In caso di morte del convivente, al danno si vede aggiunta la beffa: ci sarà una eredità che, per quanto modesta, è destinata agli anziani genitori del defunto piuttosto che ai suoi fratelli… È quello che si vuole, dopo una vita vissuta more uxorio?
Se poi comincio a prenderne atto, perché mai non faccio il passo successivo e mi preoccupo di sapere se posso efficacemente e magari con successo trovare una soluzione che costituisca un riconoscimento al convivente, prima ancora che il trasferimento di un patrimonio? Questo evidentemente nel caso in cui la persona con cui vivi ti sta a cuore…
Se, al contrario, intendo il rapporto di convivenza come espressione di libertà, e non voglio che il mio patrimonio ne venga scalfito nemmeno minimamente – «è mio e deve restare mio» – in caso di mia morte e durante la vita, ne prendo atto e vedo di tutelarmi di conseguenza.
Si tratta di uno scenario opposto che però ha ugualmente la necessità di essere tutelato, e non bastano certo i conti separati… Mi fa venire in mente un caso.
Il convivente che si presenta il 1° di agosto di un anno fa e mi racconta che la compagna lo ha invitato a fare le valige e andarsene da casa.
Peccato che la casa è di sua proprietà, e in più ogni mese è gravata da una rata di mutuo.
Il mio cliente da quel momento deve abitare altrove, sobbarcandosi il costo di una locazione, oltre alle spese per i due figli minori.
In questi casi occorre prendere coscienza e organizzarsi prima, con tutti gli strumenti che la consulenza patrimoniale mette a disposizione.
E qui vorrei tirare in ballo i consulenti finanziari che non comprendono l’importanza di sviluppare una consulenza patrimoniale completa, a 360°, quando sembra che non se ne tragga un immediato tornaconto.
Devono utilizzare lo spazio e la fiducia che il cliente loro riconosce, prima che altre categorie (commercialisti, avvocati) occupino questo spazio.
Se invece il cliente è orientato da subito a tutelare il convivente, se le dico: anagrafe, contratto di convivenza, polizza, testamento, lei aggiunge qualcosa o rettifica?
Quella che io chiamo la “cassetta degli attrezzi” del consulente patrimoniale specializzato è per fortuna ben più ampia di questi che potremmo definire gli strumenti giuridici tradizionali, quelli che lei ha menzionato e altri ben più performanti tra cui il trust e ancor più il Contratto di affidamento fiduciario, sconosciuto ahimè al mondo dei professionisti, fino all’ampio bacino rappresentato dalle norme del diritto commerciale che tante soluzioni, spesso blindate, offre.
Lo dimostra il mio testo La successione innovativa, che affronta ben 18 casi nella vita del privato e dell’imprenditore e che tali norme usa a piene mani.

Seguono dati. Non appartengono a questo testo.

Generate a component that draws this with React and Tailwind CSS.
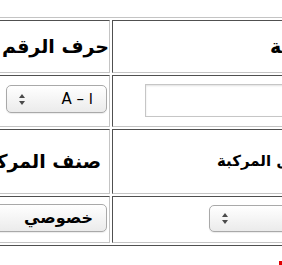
import React from "react";

const arabic = { fontFamily: '"DejaVu Sans", sans-serif' };

function Arrows() {
  return (
    <svg width="6" height="11" viewBox="0 0 6 11" className="shrink-0">
      <path d="M3 0 L6 4 L0 4 Z" fill="#4a4a4a" />
      <path d="M0 7 L6 7 L3 11 Z" fill="#4a4a4a" />
    </svg>
  );
}

// mac style popup select
function PopSelect({ label, width, height, bold = false }) {
  return (
    <div
      className="flex items-center justify-between rounded-[5px] border border-[#a9a9a9] bg-gradient-to-b from-white to-[#ebebeb] pl-[12px] pr-[13px] shadow-[0_1px_1px_rgba(0,0,0,0.08)] shrink-0"
      style={{ width, height }}
    >
      <Arrows />
      <span
        className={`${bold ? "text-[16px] font-bold" : "text-[15px]"} text-black whitespace-nowrap`}
        style={arabic}
      >
        {label}
      </span>
    </div>
  );
}

const cell =
  "border border-t-[#505050] border-l-[#505050] border-b-[#c4c4c4] border-r-[#c4c4c4] overflow-hidden";

export default function App() {
  return (
    <div className="w-[282px] h-[265px] overflow-hidden bg-white">
      <div className="mt-[17px] ml-[-40px] w-[415px] border border-t-[#c4c4c4] border-l-[#c4c4c4] border-b-[#505050] border-r-[#505050] p-[2px] grid grid-cols-[147px_260px] grid-rows-[53px_52px_65px_47px] gap-[2px]">
        {/* row 1 */}
        <div className={`${cell} flex items-center justify-end`}>
          <span dir="rtl" className="text-[19px] font-bold text-black whitespace-nowrap shrink-0" style={arabic}>
            حرف الرقم
          </span>
        </div>
        <div className={`${cell} flex items-center justify-start pl-[157px]`}>
          <span dir="rtl" className="text-[19px] font-bold text-black whitespace-nowrap shrink-0" style={arabic}>
            رقم اللوحة
          </span>
        </div>

        {/* row 2 */}
        <div className={`${cell} flex items-start justify-end pr-[2px] pt-[9px]`}>
          <PopSelect label="A  –  ا" width={101} height={28} />
        </div>
        <div className={`${cell} flex items-start justify-start pl-[32px] pt-[8px]`}>
          <div className="w-[220px] h-[33px] shrink-0 border border-[#c6c6c6] bg-white shadow-[inset_0_1px_2px_rgba(0,0,0,0.12)]" />
        </div>

        {/* row 3 */}
        <div className={`${cell} flex items-center justify-end pr-[8px]`}>
          <span dir="rtl" className="text-[19px] font-bold text-black whitespace-nowrap shrink-0" style={arabic}>
            صنف المركبة
          </span>
        </div>
        <div className={`${cell} flex items-center justify-start pl-[104px]`}>
          <span dir="rtl" className="text-[15px] font-bold text-black whitespace-nowrap shrink-0" style={arabic}>
            شكل المركبة
          </span>
        </div>

        {/* row 4 */}
        <div className={`${cell} flex items-start justify-end pr-[2px] pt-[7px]`}>
          <PopSelect label="خصوصي" width={140} height={28} bold />
        </div>
        <div className={`${cell} flex items-start justify-start pl-[96px] pt-[8px]`}>
          <PopSelect label="" width={160} height={27} />
        </div>
      </div>
      <div className="mt-[15px] flex justify-end">
        <div className="w-[3px] h-[4px] bg-[#e00000]" />
      </div>
    </div>
  );
}
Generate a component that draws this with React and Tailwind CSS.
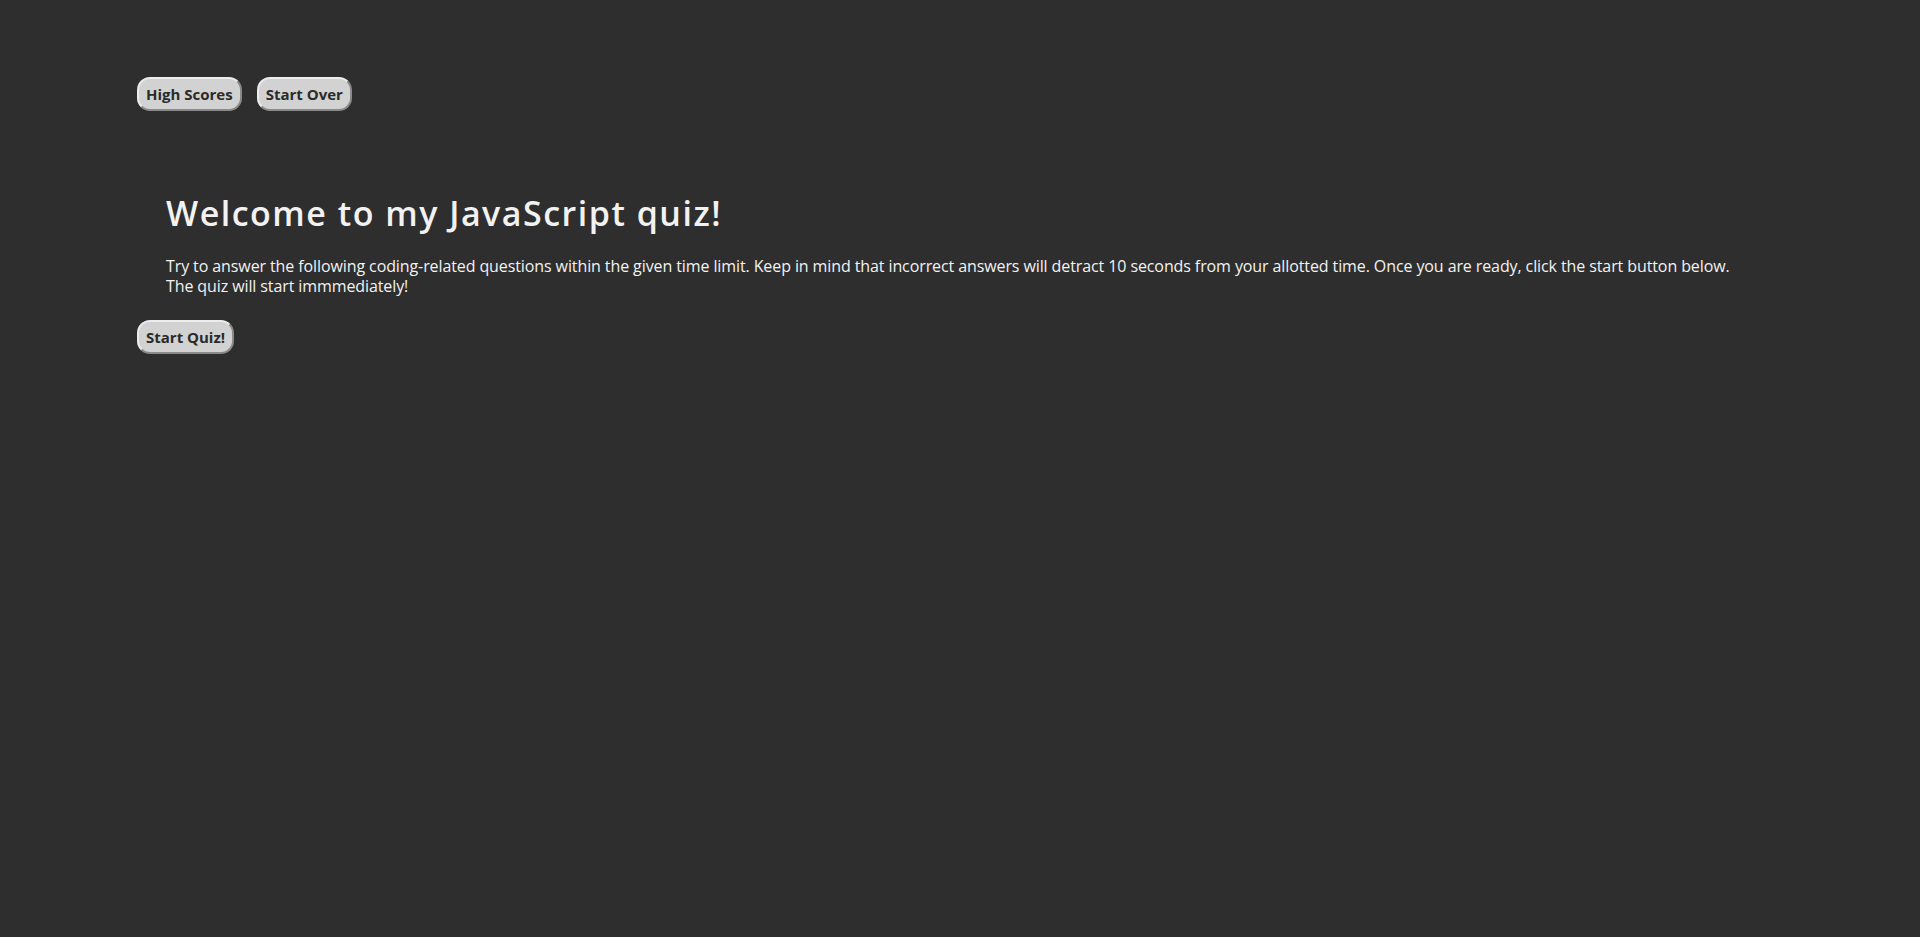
export default function App() {
  const btn =
    "h-[34px] px-[7px] rounded-[13px] bg-[#d2d2d2] text-[#2a2a2a] font-bold text-[15px] border-2 border-solid border-t-[#ececec] border-l-[#ececec] border-b-[#8a8a8a] border-r-[#8a8a8a] leading-none";
  return (
    <div
      className="min-h-[937px] w-full bg-[#2e2e2e] text-[#f2f2f2]"
      style={{ fontFamily: '"Open Sans", "Noto Sans", sans-serif' }}
    >
      <header className="flex gap-[15px] pl-[137px] pt-[77px]">
        <button className={btn}>High Scores</button>
        <button className={btn}>Start Over</button>
      </header>
      <main className="pl-[137px] pt-[82px]">
        <section className="pl-[29px] w-[1613px]">
          <h1 className="text-[34px] font-semibold leading-[40px] tracking-[1.5px]">
            Welcome to my JavaScript quiz!
          </h1>
          <p className="mt-[23px] text-[16px] leading-[20px] tracking-[-0.1px]">
            Try to answer the following coding-related questions within the given time limit. Keep in mind that incorrect answers will detract 10 seconds from your allotted time. Once you are ready, click the start button below. The quiz will start immmediately!
          </p>
        </section>
        <button className={btn + " mt-[24px] px-[6px]"}>Start Quiz!</button>
      </main>
    </div>
  );
}
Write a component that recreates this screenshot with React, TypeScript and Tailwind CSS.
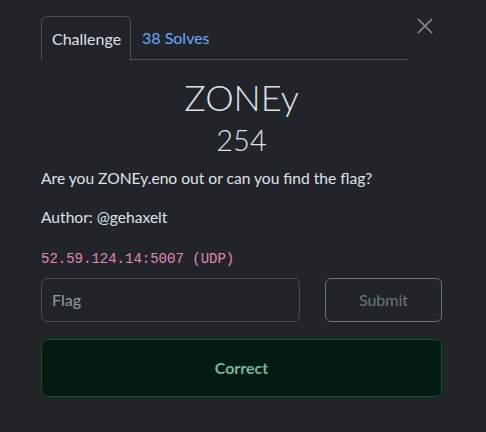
import React from "react";

export default function App() {
  return (
    <div className="w-[486px] h-[432px] bg-[#212529] text-[#dee2e6] relative overflow-hidden" style={{ fontFamily: "Lato, 'Open Sans', sans-serif" }}>
      <button className="absolute left-[416px] top-[17px] w-[18px] h-[18px] flex items-center justify-center text-[#8a8f94]">
        <svg width="18" height="18" viewBox="0 0 18 18" fill="none" stroke="currentColor" strokeWidth="1.6">
          <path d="M2 2L16 16M16 2L2 16" />
        </svg>
      </button>
      <div className="pl-[41px] pr-[44px] pt-[16px]">
        <div className="flex w-[367px] border-b border-[#495057] h-[44px]">
          <div className="h-[45px] px-[10px] flex items-center border border-[#495057] border-b-[#212529] rounded-t-[6px] text-[16px] text-[#dee2e6] bg-[#212529] w-[90px]">
            Challenge
          </div>
          <div className="px-[11px] flex items-center text-[16px] text-[#6ea8fe]">38 Solves</div>
        </div>
        <div className="text-center text-[36px] leading-[44px] mt-[15px] font-light text-[#dee2e6]">ZONEy</div>
        <div className="text-center text-[29px] leading-[36px] mt-[3px] font-light text-[#dee2e6]">254</div>
        <p className="text-[15.6px] leading-[24px] mt-[8px]">Are you ZONEy.eno out or can you find the flag?</p>
        <p className="text-[15.6px] leading-[24px] mt-[15px]">Author: @gehaxelt</p>
        <p className="text-[14px] leading-[20px] mt-[20px] text-[#e685b5]" style={{ fontFamily: "'Liberation Mono', monospace" }}>52.59.124.14:5007 (UDP)</p>
        <div className="flex mt-[9px] gap-[25px]">
          <div className="w-[259px] h-[44px] border border-[#495057] rounded-[6px] flex items-center px-[10px] text-[16px] text-[#959ba1]">Flag</div>
          <div className="w-[117px] h-[44px] border border-[#6c757d] rounded-[6px] flex items-center justify-center text-[16px] text-[#6c757d]">Submit</div>
        </div>
        <div className="mt-[17px] w-[401px] h-[58px] bg-[#051b11] border border-[#0f5132] rounded-[6px] flex items-center justify-center text-[16px] font-bold text-[#75b798]">
          Correct
        </div>
      </div>
    </div>
  );
}
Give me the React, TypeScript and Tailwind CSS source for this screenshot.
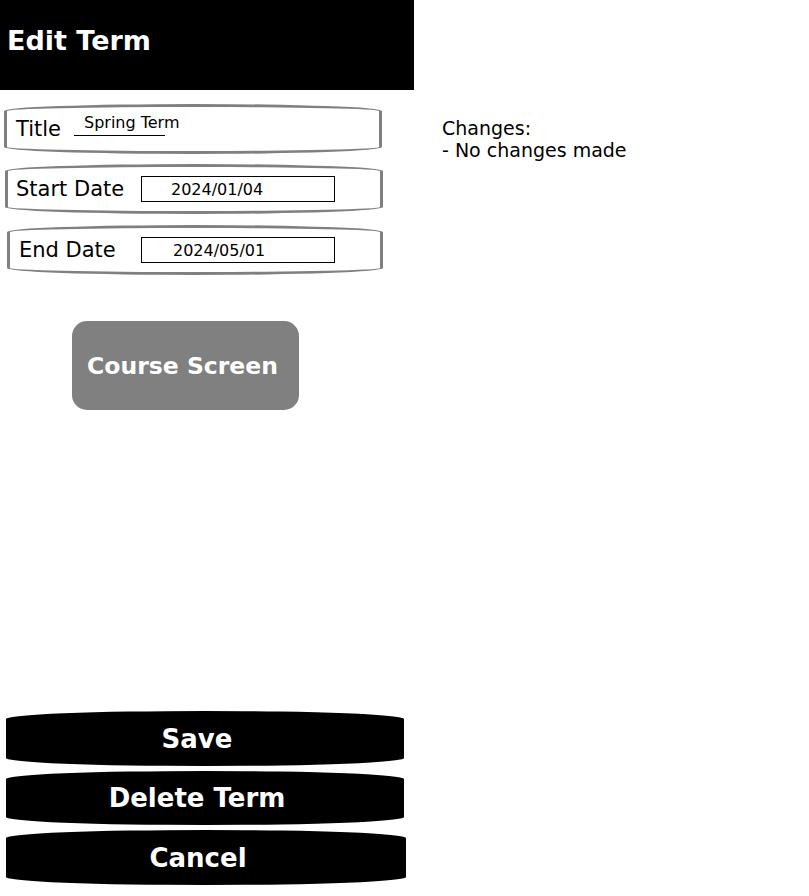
import React from "react";

const font = { fontFamily: '"DejaVu Sans", Verdana, sans-serif' };

function Field({
  children,
  className,
}: {
  children: React.ReactNode;
  className: string;
}) {
  return (
    <div
      className={`flex h-[50px] items-center border-[3px] border-[#808080] rounded-[50%/7px] bg-white ${className}`}
    >
      {children}
    </div>
  );
}

function BigButton({ label, className }: { label: string; className: string }) {
  return (
    <div
      className={`flex items-center justify-center bg-black rounded-[50%/8px] pr-[16px] text-[26px] leading-[30px] font-bold text-white ${className}`}
    >
      {label}
    </div>
  );
}

export default function App() {
  return (
    <div className="flex h-[896px] w-[809px] bg-white text-black" style={font}>
      <div className="flex w-[414px] flex-col">
        <div className="h-[90px] bg-black pl-[7px] pt-[26px] text-[27px] font-bold leading-[30px] text-white">
          Edit Term
        </div>

        <Field className="mt-[14px] ml-[4px] w-[378px] pl-[9px]">
          <span className="w-[58px] text-[21px] leading-[24px]">Title</span>
          <div className="self-start mt-[6px] h-[23px] w-[91px] whitespace-nowrap border-b border-black pl-[10px] text-[16px] leading-[19px]">
            Spring Term
          </div>
        </Field>

        <Field className="mt-[10px] ml-[5px] w-[378px] pl-[8px]">
          <span className="w-[125px] text-[21px] leading-[24px]">Start Date</span>
          <div className="flex h-[26px] w-[194px] items-center border border-black pl-[29px] text-[16px] leading-[19px]">
            2024/01/04
          </div>
        </Field>

        <Field className="mt-[11px] ml-[7px] w-[376px] pl-[9px]">
          <span className="w-[122px] text-[21px] leading-[24px]">End Date</span>
          <div className="flex h-[26px] w-[194px] items-center border border-black pl-[31px] text-[16px] leading-[19px]">
            2024/05/01
          </div>
        </Field>

        <div className="mt-[46px] ml-[72px] flex h-[89px] w-[227px] items-center justify-center rounded-[15px] bg-[#808080] pr-[6px] text-[23.5px] font-bold leading-[28px] text-white">
          Course Screen
        </div>

        <div className="mt-auto flex flex-col gap-[5px] pb-[11px]">
          <BigButton label="Save" className="ml-[6px] h-[55px] w-[398px]" />
          <BigButton label="Delete Term" className="ml-[6px] h-[54px] w-[398px]" />
          <BigButton label="Cancel" className="ml-[6px] h-[55px] w-[400px]" />
        </div>
      </div>

      <div className="ml-[28px] mt-[117px] text-[19px] leading-[22px]">
        <div>Changes:</div>
        <div>- No changes made</div>
      </div>
    </div>
  );
}
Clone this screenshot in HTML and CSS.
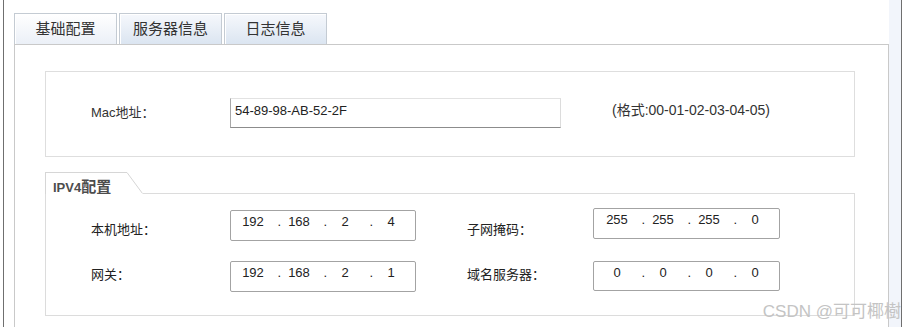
FILE: index.html
```html
<!DOCTYPE html>
<html lang="zh">
<head>
<meta charset="utf-8">
<title>基础配置</title>
<link rel="stylesheet" href="styles.css">
</head>
<body>
<div class="frame">
  <div class="main">
    <div class="tabs">
      <div class="tab tab-active">基础配置</div>
      <div class="tab">服务器信息</div>
      <div class="tab">日志信息</div>
    </div>
    <div class="panel">
      <div class="mac-box">
        <span class="mac-label">Mac地址：</span>
        <div class="text-input">54-89-98-AB-52-2F</div>
        <span class="hint">(格式:00-01-02-03-04-05)</span>
      </div>
      <div class="group">
        <div class="group-head">
          <div class="legend">IPV4<span class="legend-cjk">配置</span></div>
          <svg class="slant" width="16" height="22" viewBox="0 0 16 22"><line x1="0" y1="0.5" x2="15.5" y2="21.5" stroke="#d6d6d6" stroke-width="1"/></svg>
          <div class="head-fill"></div>
        </div>
        <div class="group-body">
          <span class="lbl lbl-top">本机地址：</span>
          <div class="cell"><div class="ip ip-left"><span class="seg">192</span><span class="dot">.</span><span class="seg">168</span><span class="dot">.</span><span class="seg">2</span><span class="dot">.</span><span class="seg">4</span></div></div>
          <span class="lbl lbl-top lbl-right">子网掩码：</span>
          <div class="cell cell-up"><div class="ip ip-right"><span class="seg">255</span><span class="dot">.</span><span class="seg">255</span><span class="dot">.</span><span class="seg">255</span><span class="dot">.</span><span class="seg">0</span></div></div>

          <span class="lbl lbl-bottom">网关：</span>
          <div class="cell"><div class="ip ip-left"><span class="seg">192</span><span class="dot">.</span><span class="seg">168</span><span class="dot">.</span><span class="seg">2</span><span class="dot">.</span><span class="seg">1</span></div></div>
          <span class="lbl lbl-bottom lbl-right">域名服务器：</span>
          <div class="cell"><div class="ip ip-right ip-short"><span class="seg">0</span><span class="dot">.</span><span class="seg">0</span><span class="dot">.</span><span class="seg">0</span><span class="dot">.</span><span class="seg">0</span></div></div>
        </div>
      </div>
    </div>
  </div>
  <div class="gutter"></div>
  <div class="watermark">CSDN @可可椰樹</div>
</div>
</body>
</html>
```
FILE: styles.css
```css
html, body {
  margin: 0;
  padding: 0;
  background: #ffffff;
}

body {
  font-family: "Liberation Sans", "Noto Sans CJK SC", sans-serif;
  color: #333333;
  font-size: 13px;
}

.frame {
  position: relative;
  box-sizing: border-box;
  margin-left: 3px;
  width: 899px;
  height: 327px;
  border-left: 1px solid #6f6f6f;
  border-right: 1px solid #6f6f6f;
  display: flex;
  overflow: hidden;
}

.main {
  width: 885px;
  flex: none;
  box-sizing: border-box;
  padding: 13px 0 0 10px;
  display: flex;
  flex-direction: column;
}

.gutter {
  flex: 1;
  background: #f2f5fb;
}

.tabs {
  display: flex;
  gap: 2px;
  height: 31px;
}

.tab {
  box-sizing: border-box;
  width: 103px;
  height: 31px;
  border: 1px solid #c4cbd3;
  border-bottom: none;
  background: linear-gradient(#f6f8fc, #dbe5f1);
  box-shadow: inset 1px 1px 0 #ffffff;
  font-size: 15px;
  line-height: 30px;
  text-align: center;
  color: #333333;
}

.tab-active {
  background: linear-gradient(#ffffff, #ebf0f7);
}

.panel {
  flex: 1;
  box-sizing: border-box;
  border: 1px solid #c9c9c9;
  border-bottom: none;
  padding: 26px 33px 0 30px;
}

.mac-box {
  box-sizing: border-box;
  height: 86px;
  border: 1px solid #dedede;
  padding: 26px 0 0 45px;
  display: flex;
  align-items: flex-start;
}

.mac-label {
  width: 139px;
  flex: none;
  margin-top: 6px;
  line-height: 18px;
  font-size: 13px;
}

.text-input {
  box-sizing: border-box;
  width: 331px;
  height: 30px;
  border: 1px solid;
  border-color: #e2e2e2 #dcdcdc #8c8c8c #a8a8a8;
  padding: 4px 4px 0;
  font-size: 13px;
  line-height: 16px;
  color: #222222;
}

.hint {
  margin-left: 51px;
  margin-top: 3px;
  font-size: 14px;
  line-height: 18px;
  color: #333333;
}

.group {
  margin-top: 15px;
}

.group-head {
  display: flex;
  height: 22px;
}

.legend {
  box-sizing: border-box;
  width: 82px;
  height: 22px;
  border-top: 1px solid #d6d6d6;
  border-left: 1px solid #d6d6d6;
  padding: 6px 0 0 7px;
  font-size: 13px;
  line-height: 16px;
  font-weight: bold;
  color: #4d4d4d;
  white-space: nowrap;
}

.legend-cjk {
  font-size: 15px;
}

.slant {
  display: block;
  flex: none;
}

.head-fill {
  flex: 1;
  box-sizing: border-box;
  height: 22px;
  border-bottom: 1px solid #dcdcdc;
}

.group-body {
  box-sizing: border-box;
  height: 122px;
  border: 1px solid #dcdcdc;
  border-top: none;
  padding: 16px 0 0 45px;
  display: grid;
  grid-template-columns: 139px 237px 126px 187px;
  grid-auto-rows: 31px;
  row-gap: 20px;
  align-items: start;
}

.lbl {
  font-size: 13px;
  line-height: 18px;
  color: #222222;
}

.lbl-top {
  margin-top: 11px;
}

.lbl-bottom {
  margin-top: 5px;
}

.cell-up {
  margin-top: -2px;
}

.ip {
  box-sizing: border-box;
  height: 31px;
  border: 1px solid #a3a3a3;
  border-radius: 2px;
  padding: 3px 0 0 4px;
  display: flex;
  font-size: 13px;
  line-height: 16px;
  color: #222222;
}

.ip-left {
  width: 186px;
}

.ip-right {
  width: 187px;
  padding-left: 5px;
}

.ip-short {
  height: 30px;
}

.seg {
  width: 36px;
  text-align: center;
}

.dot {
  width: 10px;
  text-align: right;
}

.watermark {
  position: absolute;
  right: 0;
  bottom: 5px;
  font-size: 17px;
  line-height: 20px;
  color: #c4c4c4;
  white-space: nowrap;
}
```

In generale, tuttavia, è sovente l’utilizzo combinato di più istituti che riesce a fornire il vestito su misura al cliente.
Parliamo di Società Semplice. Giorni fa, in occasione di un appuntamento, un cliente che si poneva (bontà sua!) l’obiettivo di tutelare la persona con cui convive da anni, davanti alla mia proposta di Società Semplice ha sgranato gli occhi. Ci può dare una spiegazione del perché la Società Semplice può essere una risposta sia in vita sia come destinazione del patrimonio nel caso di conviventi?
L’utilizzo concreto, dal punto di vista giuridico e fiscale, della Società Semplice, presenta ben tre scenari, che riassumono il panorama della convivenza.
Primo, la società semplice quando si voglia, in vita, riconoscere un reddito al convivente; secondo, il caso in cui si voglia riconoscere in aggiunta, e in vita e in caso di morte, un patrimonio, piccolo o grande che sia.
Da ultimo il caso, ahimè più richiesto e gettonato, e che risponde all’affermazione: «In vita il padrone sono io, decido io sul reddito e sul patrimonio da riconoscere al convivente».
L’utilizzo della società semplice porta con sé un notevole ventaglio di vantaggi: fiscali, sempre ben accolti; costi contenuti in sede di costituzione e pressoché inesistenti nel proseguo; prospettive di soluzioni interessanti su altri fronti che io reputo più importanti: uno per tutti, la possibilità di far pervenire il proprio patrimonio escludendo coniugi e conviventi dei figli; non bastasse, volendo, abbinata alla garanzia di far pervenire il patrimonio ai nipoti.
Non è facile centrare tanti obiettivi e di questa portata con un solo, semplice strumento giuridico.
Tornando al consulente finanziario, questi come tutti i professionisti, deve pensare che la formazione e lo studio continuativo devono fare parte integrante del suo lavoro. Questo è il tema fondamentale del professionista di oggi di tutti i professionisti: dal commercialista all’avvocato al notaio. Diversamente è destinato a sparire o morire di inedia.